A highly structured geometric neck piece pairs well with a clean, sculpted beard. Crisp lines in the hair mirror crisp lines in the ink. On the other hand, flowing script, organic florals, or illustrative designs often look better with a slightly more natural beard shape.

The goal is visual rhythm. If your tattoo is bold and angular, let your beard carry defined edges. If your ink flows, allow your beard to follow that movement instead of cutting harshly across it.

Hair can echo art.

3. Control Length Where Detail Matters

Long beards are powerful, but length can overwhelm intricate neck tattoos. Instead of committing to one uniform length, consider tapering.

You might keep the chin longer while trimming slightly shorter along the sides of the jaw to reveal linework beneath. This creates dimension without sacrificing fullness. It also prevents your beard from becoming a curtain over carefully crafted ink.

Strategic length control gives both elements room to stand out.

4. Use Texture to Highlight Contrast

If your tattoo is heavy with black and shading, a well-conditioned, slightly more polished beard can create contrast. Healthy shine and smooth texture draw the eye without clashing.

On the flip side, if your ink is minimal and fine-lined, keeping your beard more natural and matte can prevent the look from becoming too visually loud.

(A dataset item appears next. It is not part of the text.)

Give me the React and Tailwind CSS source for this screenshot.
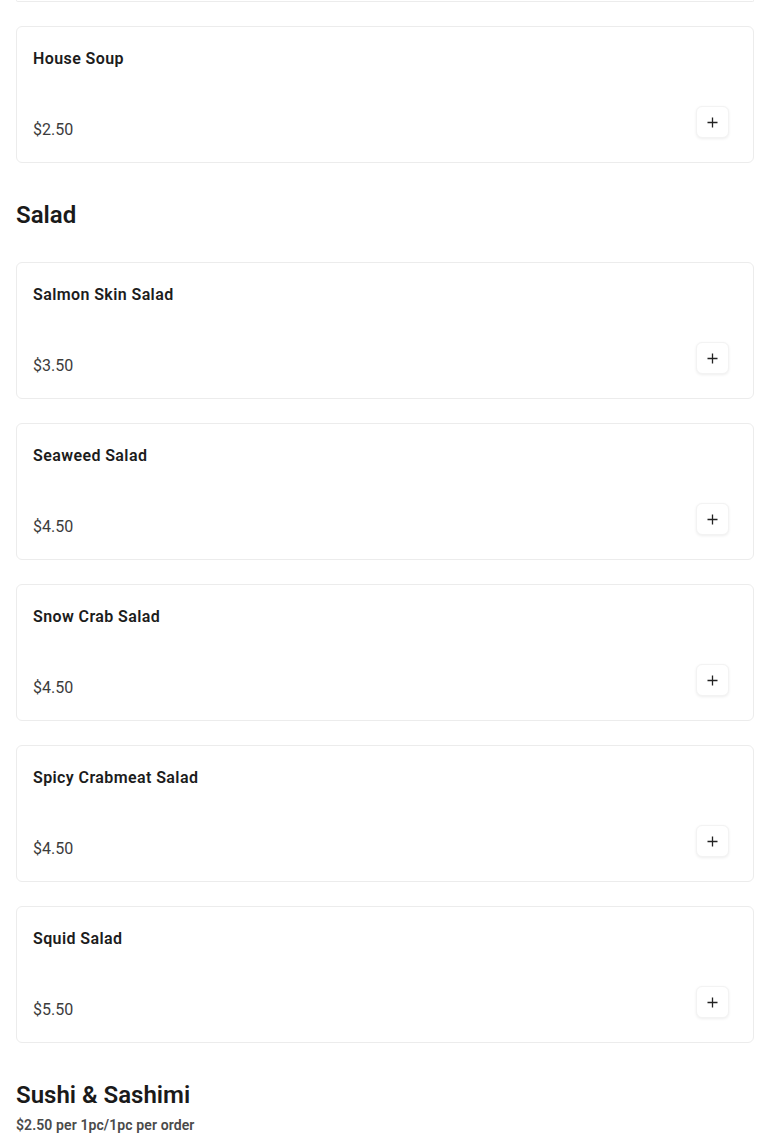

Texture is part of the composition. Grooming products and brushing patterns subtly influence how your beard interacts with your artwork.

5. Revisit the Plan as Your Beard Evolves

Beards change over time. They thicken, lengthen, and sometimes grow into areas you did not expect. Tattoos age as well. Lines soften and shading settles.

What worked at one length may not work six months later. Reevaluate periodically. Adjust cheek lines. Refine your neckline. Trim bulk where needed.

Your beard and your ink are not static. They are living elements of your style.

Conclusion

Facial hair and tattoos both command attention. When shaped intentionally, they amplify each other instead of competing.

Think of your beard as a frame and your ink as the artwork. Neither should overpower the other. Together, they create a cohesive aesthetic that feels deliberate and refined.